I am trying to use GridSearchCV to tune parameters in LightGBM model, but I am not familiar enough with how to save each predicted result in each iteration of GridSearchCV.
But sadly, I only know how to save the result in a specific parameter.
Here is the code:
param = {
'bagging_freq': 5,
'bagging_fraction': 0.4,
'boost_from_average':'false',
'boost': 'gbdt',
'feature_fraction': 0.05,
'learning_rate': 0.01,
'max_depth': -1,
'metric':'auc',
'min_data_in_leaf': 80,
'min_sum_hessian_in_leaf': 10.0,
'num_leaves': 13,
'num_threads': 8,
'tree_learner': 'serial',
'objective': 'binary',
'verbosity': 1
}
features = [c for c in train_df.columns if c not in ['ID_code', 'target']]
target = train_df['target']
folds = StratifiedKFold(n_splits=10, shuffle=False, random_state=44000)
oof = np.zeros(len(train_df))
predictions = np.zeros(len(test_df))
for fold_, (trn_idx, val_idx) in enumerate(folds.split(train_df.values, target.values)):
print("Fold {}".format(fold_))
trn_data = lgb.Dataset(train_df.iloc[trn_idx][features], label=target.iloc[trn_idx])

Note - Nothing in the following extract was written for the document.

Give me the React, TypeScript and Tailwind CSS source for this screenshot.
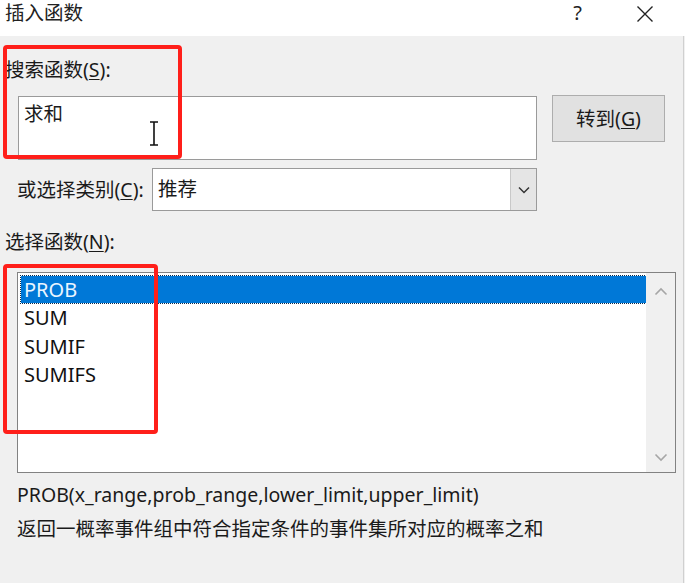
import React from "react";

const font = { fontFamily: '"Noto Sans", "Noto Sans CJK SC", sans-serif' };

const items = ["PROB", "SUM", "SUMIF", "SUMIFS"];

function Chevron({ dir }: { dir: "up" | "down" }) {
  return (
    <svg width="14" height="9" viewBox="0 0 14 9" className="block">
      <path
        d={dir === "up" ? "M1.5 7.5 L7 2 L12.5 7.5" : "M1.5 1.5 L7 7 L12.5 1.5"}
        fill="none"
        stroke="#a6a6a6"
        strokeWidth="1.6"
      />
    </svg>
  );
}

export default function App() {
  return (
    <div
      className="relative h-[583px] w-[685px] overflow-hidden bg-[#f0f0f0] text-[#1a1a1a]"
      style={font}
    >
      {/* title bar */}
      <div className="flex h-[36px] items-start bg-white pl-[5px] pt-[2px]">
        <span className="text-[19.5px] leading-[22px] text-[#222]">插入函数</span>
        <span className="ml-auto mr-[54px] text-[20px] leading-[22px] text-[#222]">?</span>
        <svg width="18" height="18" viewBox="0 0 18 18" className="mr-[31px] mt-[3px]">
          <path d="M1.5 1.5 L16.5 16.5 M16.5 1.5 L1.5 16.5" stroke="#222" strokeWidth="1.4" />
        </svg>
      </div>

      {/* body */}
      <div className="flex flex-col">
        <div className="mt-[22px] pl-[5px] text-[19.5px] leading-[24px]">
          搜索函数(<span className="underline underline-offset-2">S</span>):
        </div>

        <div className="mt-[14px] flex items-start pl-[18px]">
          <div className="relative h-[64px] w-[519px] border border-[#9a9a9a] bg-white">
            <span className="absolute left-[5px] top-[4px] text-[19.5px] leading-[26px]">求和</span>
            <svg
              width="10"
              height="25"
              viewBox="0 0 10 25"
              className="absolute left-[130px] top-[24px]"
            >
              <path d="M1 1 H9 M1 24 H9 M5 1 V24" stroke="#111" strokeWidth="1.6" fill="none" />
            </svg>
          </div>
          <button className="ml-[15px] mt-[-1px] h-[47px] w-[113px] border border-[#adadad] bg-[#e1e1e1] text-[19.5px] leading-[24px]">
            转到(<span className="underline underline-offset-2">G</span>)
          </button>
        </div>

        <div className="mt-[8px] flex items-center pl-[17px]">
          <span className="w-[135px] text-[19.5px] leading-[24px]">
            或选择类别(<span className="underline underline-offset-2">C</span>):
          </span>
          <div className="flex h-[43px] w-[385px] border border-[#9a9a9a] bg-white">
            <span className="flex-1 pl-[5px] text-[19.5px] leading-[40px]">推荐</span>
            <div className="flex w-[26px] items-center justify-center border-l border-[#c8c8c8] bg-[#e5e5e5]">
              <svg width="12" height="8" viewBox="0 0 12 8">
                <path d="M1 1.5 L6 6.5 L11 1.5" fill="none" stroke="#333" strokeWidth="1.5" />
              </svg>
            </div>
          </div>
        </div>

        <div className="mt-[19px] pl-[5px] text-[19.5px] leading-[24px]">
          选择函数(<span className="underline underline-offset-2">N</span>):
        </div>

        <div className="ml-[17px] mt-[18px] flex h-[201px] w-[659px] border border-[#828282] bg-white">
          <div className="flex flex-1 flex-col pl-[3px] pt-[3px]">
            {items.map((it, i) => (
              <div
                key={it}
                className={
                  i === 0
                    ? "h-[27px] bg-[#0078d7] pl-[3px] text-[20px] leading-[27px] text-[#eaf5ff] outline-1 outline-dotted outline-[#0b2a4a]"
                    : "h-[28.7px] pl-[3px] text-[20px] leading-[30px] text-[#111]"
                }
              >
                {it}
              </div>
            ))}
          </div>
          <div className="flex w-[29px] flex-col items-center justify-between bg-[#f0f0f0] pb-[10px] pt-[14px]">
            <Chevron dir="up" />
            <Chevron dir="down" />
          </div>
        </div>

        <div className="mt-[10px] pl-[17px] text-[19.5px] leading-[24px]">
          PROB(x_range,prob_range,lower_limit,upper_limit)
        </div>
        <div className="mt-[10px] pl-[17px] text-[19.5px] leading-[24px]">
          返回一概率事件组中符合指定条件的事件集所对应的概率之和
        </div>
      </div>

      {/* right window edge */}
      <div className="absolute right-[1px] top-[36px] h-[547px] w-px bg-[#d0d0d0]" />

      {/* red annotation boxes */}
      <div className="pointer-events-none absolute left-[3px] top-[45px] h-[114px] w-[179px] rounded-[4px] border-[4px] border-[#ff1f1a]" />
      <div className="pointer-events-none absolute left-[3px] top-[264px] h-[170px] w-[155px] rounded-[4px] border-[4px] border-[#ff1f1a]" />
    </div>
  );
}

val_data = lgb.Dataset(train_df.iloc[val_idx][features], label=target.iloc[val_idx])
num_round = 1000000
clf = lgb.train(param, trn_data, num_round, valid_sets = [trn_data, val_data], verbose_eval=1000, early_stopping_rounds = 3000)
oof[val_idx] = clf.predict(train_df.iloc[val_idx][features], num_iteration=clf.best_iteration)
predictions += clf.predict(test_df[features], num_iteration=clf.best_iteration) / folds.n_splits
print("CV score: {:<8.5f}".format(roc_auc_score(target, oof)))
print('Saving the Result File')
res= pd.DataFrame({"ID_code": test.ID_code.values})
res["target"] = predictions
res.to_csv('result_10fold{}.csv'.format(num_sub), index=False)
Here is the data:
train_df.head(3)
ID_code target var_0 var_1 ... var_199
0 train_0 0 8.9255 -6.7863 -9.2834
1 train_1 1 11.5006 -4.1473 7.0433
2 train_2 0 8.6093 -2.7457 -9.0837
train_df.head(3)
ID_code var_0 var_1 ... var_199
0 test_0 9.4292 11.4327 -2.3805
1 test_1 5.0930 11.4607 -9.2834
2 train_2 7.8928 10.5825 -9.0837
I want to save each predictions
of each iteration of GridSearchCV and I have searched several similar questions and some other relevant information of using GridSearchCV in LightGBM.
BUT I still can't code it right.
SO, if not mind, could anyone help me and give some tutorials about it?
Thanks sincerely.
You can use the ParameterGrid
or ParameterSampler
from sklearn to do parameter sampling- it will correspond to the GridSearchCV
and RandomSearchCV
, respectively. For example,
def train_lgb(num_folds=11, param=param_original):
...
return predictions, sub
params = {
# your base parameters
}
# define the grid for parameter sampling
from sklearn.model_selection import ParameterGrid
par_grid = ParameterGrid([{'bagging_freq':[6,7]},
{'num_leaves': [13,15]}
])
prediction_list = {}
sub_list = {}
import copy
for i, ps in enumerate(par_grid):
print('This is param{}'.format(i))
# copy the base params dictionary and update with sampled values
val = copy.deepcopy(params)
val.update(ps)
# main training loop
prediction, sub = train_lgb(param=val)
prediction_list.update({key: prediction})
sub_list.update({key: sub})
Edit: By the way, I realized that i was investigating the same issue recently and was learning how to address using some ML tools. I've created a page summarising how to use MLflow for this task: https://mlisovyi.github.io/KaggleSantander2019/ (and the associated github page for the actual code). Note, that it by accident is based on the same data that you are working on :). I hope it will be useful.